The British formally ruled Malta between 1814 and 1964 for a total of 150 years. During this period, the longest serving British monarch was undoubtedly Queen Victoria who ruled for sixty three years and seven months, which was a longer reign than that of any other British monarch and the longest of any female monarch in history until overtaken by Queen Elizabeth II in 2015.
Memories of Victoria’s reign in Malta are generally related to place names. The capital of the island of Gozo, Rabat, was renamed Victoria in 1897 on the occasion of her Diamond Jubilee while the largest British fortification on Malta, a defensive infantry wall criss-crossing the island at its widest point from east to west along a geological fault is known as the Victoria Lines. A residential area known as Victoria Gardens also probably owes its name to the Victorian era.
However the most visible and universally known manifestation of Queen Victoria in Malta is undoubtedly the white marble statue that graces the paradoxically named Republic Square in the capital, Valletta. Such is the presence of the statue, with the monarch on an elevated pedestal, staring haughtily at an unfocussed point across the square, that the space is universally known as Pjazza Regina or Queen’s Square in spite of its obviously anti-royalist nomenclature!
The monument is the work of the Sicilian sculptor Giuseppe Valenti and was erected in 1891 to commemorate Victoria’s 50th anniversary as monarch. It survived the intensive bombings of the Second World War which leveled most of the buildings surrounding it and only sports minor damage in the form of a chipped index finger. Over the decades it also bore the brunt of thousands of pigeon droppings but was recently given a good clean-up and had some minor damage repaired by a team of restorers in 2011.
Haughty Queen Victoria’s most humanly touching link with her Maltese subjects is reputed to have taken place when the Monarch placed an order for ‘eight dozen pairs long and eight dozen pairs short mitts, besides a scarf’ of Malta lace. The objective of this was to encourage the re-emergence of the old art of lace-making “so that the poor would be able to obtain a modicum of enjoyment from their lives”.

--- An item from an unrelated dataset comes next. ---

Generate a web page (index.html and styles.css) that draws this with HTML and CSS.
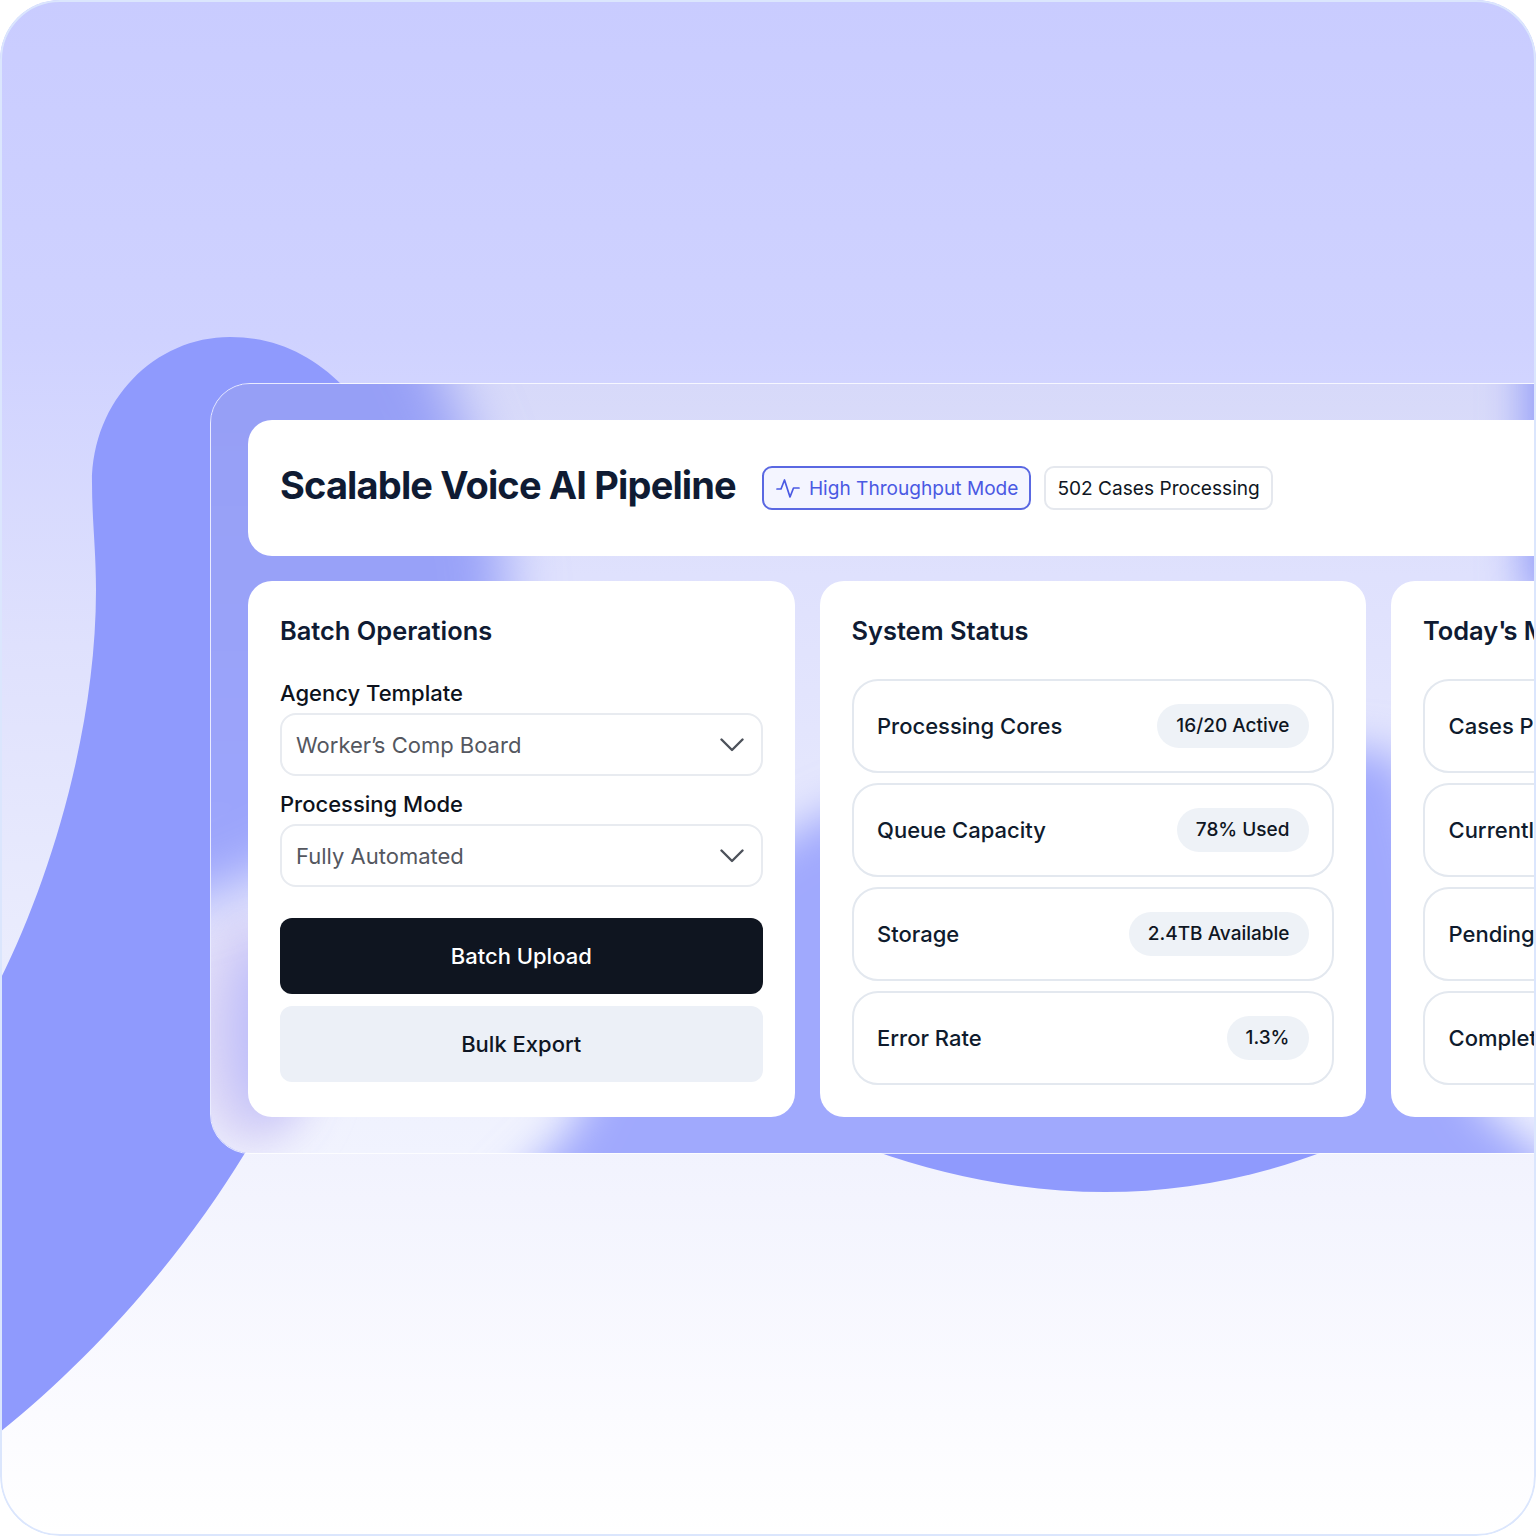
FILE: index.html
```html
<!DOCTYPE html>
<html lang="en">
<head>
<meta charset="utf-8">
<title>Scalable Voice AI Pipeline</title>
<link rel="stylesheet" href="styles.css">
</head>
<body>
<div class="page">
  <svg class="blobs" viewBox="0 0 1536 1536" aria-hidden="true">
    <path d="M0 980C50 880 96 730 96 590C96 550 92 520 92 483C92 400 155 337 230 337C275 337 312 355 342 385L342 1000L250 1148L245 1153C180 1260 90 1360 0 1432Z"/>
    <path d="M872 1150C950 1178 1030 1192 1105 1192C1180 1192 1255 1178 1328 1150Z"/>
  </svg>
  <main class="panel">
    <svg class="glass" viewBox="210 383 1326 770" aria-hidden="true">
      <defs>
        <linearGradient id="base" x1="0" y1="383" x2="0" y2="1153" gradientUnits="userSpaceOnUse">
          <stop offset="0" stop-color="#d7d9f9"/>
          <stop offset=".25" stop-color="#dfe1fd"/>
          <stop offset=".6" stop-color="#e6e8fd"/>
          <stop offset="1" stop-color="#f1f3fe"/>
        </linearGradient>
        <linearGradient id="blueA" x1="0" y1="383" x2="0" y2="900" gradientUnits="userSpaceOnUse">
          <stop offset="0" stop-color="#969ff6"/>
          <stop offset="1" stop-color="#9da6fc"/>
        </linearGradient>
        <filter id="soft" filterUnits="userSpaceOnUse" x="0" y="0" width="2000" height="2000"><feGaussianBlur stdDeviation="28"/></filter>
        <filter id="mid" filterUnits="userSpaceOnUse" x="0" y="0" width="2000" height="2000"><feGaussianBlur stdDeviation="22"/></filter>
      </defs>
      <rect x="210" y="383" width="1326" height="770" fill="url(#base)"/>
      <ellipse cx="250" cy="1030" rx="70" ry="120" fill="#dcd7f7" filter="url(#mid)"/>
      <ellipse cx="266" cy="1030" rx="34" ry="90" fill="#bcbcfa" filter="url(#mid)"/>
      <path d="M100 250L400 250C420 360 520 500 505 620C470 760 330 880 100 925Z" fill="url(#blueA)" filter="url(#soft)"/>
      <path d="M470 1230L570 1130C650 960 730 830 900 790C1050 750 1290 735 1400 755C1450 900 1455 1040 1480 1105L1580 1185L1580 1330L470 1330Z" fill="#a0a9fd" filter="url(#mid)"/>
      <rect x="1525" y="300" width="100" height="300" fill="#8f99f8" filter="url(#mid)"/>
    </svg>
    <header class="head">
      <h1 class="title">Scalable Voice AI Pipeline</h1>
      <span class="badge badge-active">
        <svg class="pulse" viewBox="0 0 24 24" aria-hidden="true"><polyline points="1,13 5,13 8.5,4 14,21 17.5,12 23,12"/></svg>
        High Throughput Mode
      </span>
      <span class="badge">502 Cases Processing</span>
    </header>
    <div class="cols">
      <section class="card">
        <h2 class="card-title card-title-form">Batch Operations</h2>
        <label class="label">Agency Template</label>
        <div class="select">
          <span>Worker<span class="apos">’</span>s Comp Board</span>
          <svg class="chev" viewBox="0 0 24 14" aria-hidden="true"><polyline points="1.5,1.5 12,12 22.5,1.5"/></svg>
        </div>
        <label class="label">Processing Mode</label>
        <div class="select">
          <span>Fully Automated</span>
          <svg class="chev" viewBox="0 0 24 14" aria-hidden="true"><polyline points="1.5,1.5 12,12 22.5,1.5"/></svg>
        </div>
        <button class="btn btn-dark">Batch Upload</button>
        <button class="btn btn-light">Bulk Export</button>
      </section>
      <section class="card">
        <h2 class="card-title">System Status</h2>
        <ul class="rows">
          <li class="row"><span>Processing Cores</span><span class="pill">16/20 Active</span></li>
          <li class="row"><span>Queue Capacity</span><span class="pill">78% Used</span></li>
          <li class="row"><span>Storage</span><span class="pill">2.4TB Available</span></li>
          <li class="row"><span>Error Rate</span><span class="pill">1.3%</span></li>
        </ul>
      </section>
      <section class="card">
        <h2 class="card-title">Today<span class="apos">'</span>s Metrics</h2>
        <ul class="rows">
          <li class="row"><span>Cases Processed</span><span class="pill">1,248</span></li>
          <li class="row"><span>Currently Active</span><span class="pill">502</span></li>
          <li class="row"><span>Pending Review</span><span class="pill">36</span></li>
          <li class="row"><span>Completed</span><span class="pill">710</span></li>
        </ul>
      </section>
    </div>
  </main>
</div>
</body>
</html>
```

FILE: styles.css
```css
* { box-sizing: border-box; }
html, body { margin: 0; padding: 0; background: #fff; }
body { font-family: Inter, "Liberation Sans", sans-serif; color: #0f1623; }

.page {
  position: relative;
  width: 1536px;
  height: 1536px;
  padding: 383px 0 0 210px;
  overflow: hidden;
  border-radius: 60px;
  background: linear-gradient(180deg, #c9ccff 0%, #cfd2ff 22%, #dfe1fd 42%, #e9ebfd 60%, #f3f4fe 78%, #fbfbff 92%, #ffffff 100%);
}
.page::after {
  content: "";
  position: absolute;
  inset: 0;
  border: 2px solid #dbe6fd;
  border-radius: 60px;
  pointer-events: none;
}
.blobs {
  position: absolute;
  inset: 0;
  width: 1536px;
  height: 1536px;
  fill: #8f9afd;
}

.panel {
  position: relative;
  width: 1765px;
  height: 771px;
  padding: 35.5px 37px;
  border: 1.5px solid rgba(255, 255, 255, .8);
  border-radius: 40px;
  overflow: hidden;
}
.glass {
  position: absolute;
  left: -1.5px;
  top: -1.5px;
  width: 1326px;
  height: 770px;
}

.head {
  position: relative;
  display: flex;
  align-items: center;
  height: 136px;
  padding: 0 32px;
  background: #fff;
  border-radius: 24px;
}
.title {
  margin: 0 26px 0 0;
  font-size: 38px;
  line-height: 46px;
  font-weight: 700;
  letter-spacing: -.85px;
  color: #0f1b33;
  position: relative;
  top: -3px;
}
.badge {
  display: flex;
  align-items: center;
  gap: 9px;
  height: 44px;
  padding: 0 11px 0 11px;
  margin-right: 13px;
  border: 2px solid #e5e8ee;
  border-radius: 10px;
  font-size: 19.1px;
  font-weight: 400;
  color: #0f1623;
}
.badge-active {
  padding-left: 12px;
  border-color: #5a68e2;
  background: #f4f5ff;
  color: #4a59e3;
}
.pulse {
  width: 24px;
  height: 24px;
  fill: none;
  stroke: #4a59e3;
  stroke-width: 1.7;
  stroke-linecap: round;
  stroke-linejoin: round;
}

.cols {
  position: relative;
  display: grid;
  grid-template-columns: 546.5px 546.5px 546.5px;
  gap: 25px;
  margin-top: 25px;
}
.card {
  height: 536px;
  padding: 33px 32px 32px;
  background: #fff;
  border-radius: 24px;
}
.card-title {
  margin: 0 0 31px;
  font-size: 25.4px;
  line-height: 34px;
  font-weight: 600;
  color: #0f1b33;
}
.card-title-form { margin-bottom: 30px; }
.apos { letter-spacing: -3px; }

.label {
  display: block;
  font-size: 22px;
  line-height: 30px;
  font-weight: 500;
  color: #0d121c;
  margin-bottom: 5px;
}
.select {
  display: flex;
  align-items: center;
  justify-content: space-between;
  height: 63px;
  padding: 2px 17px 0 14px;
  margin-bottom: 13px;
  border: 2px solid #e8ebf0;
  border-radius: 16px;
  font-size: 22px;
  color: #54575f;
}
.chev {
  width: 24px;
  height: 14px;
  fill: none;
  stroke: #4d525b;
  stroke-width: 2.4;
  stroke-linecap: round;
  stroke-linejoin: round;
}
.btn {
  display: block;
  width: 100%;
  height: 76px;
  border: 0;
  border-radius: 12px;
  font: 500 22px Inter, "Liberation Sans", sans-serif;
}
.btn-dark { margin-top: 31px; background: #0f1520; color: #fff; }
.btn-light { margin-top: 12px; background: #ecf0f7; color: #0f1623; }

.rows {
  display: flex;
  flex-direction: column;
  gap: 10px;
  margin: 0;
  padding: 0;
  list-style: none;
}
.row {
  display: flex;
  align-items: center;
  justify-content: space-between;
  height: 94px;
  padding: 0 23.5px;
  border: 2px solid #e3e8ef;
  border-radius: 26px;
  font-size: 22px;
  font-weight: 500;
  color: #0f1b2d;
}
.pill {
  display: flex;
  align-items: center;
  height: 44px;
  padding: 0 19px;
  border-radius: 22px;
  background: #eef2f7;
  font-size: 19px;
  font-weight: 500;
  color: #0f1623;
}
```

This small story is unknown by most but is more than adequately represented in the Valletta statue through the intricately sculpted lace shawl covering the Queen’s lap. I have passed by the statue hundreds if not thousands of times in all my years, but never did I actually stop to enjoy the life-like realism and minute detail of the lace shawl: even more so when considering that one is here talking about a marble statue and not something carved out of some softer medium.
So next time you are in Valletta stop for a coffee in one of the square’s many cafes and spend some time enjoying this one time ruler of Malta and an empire on which the sun never set, clad as she is in her beautiful and impressive Maltese lace!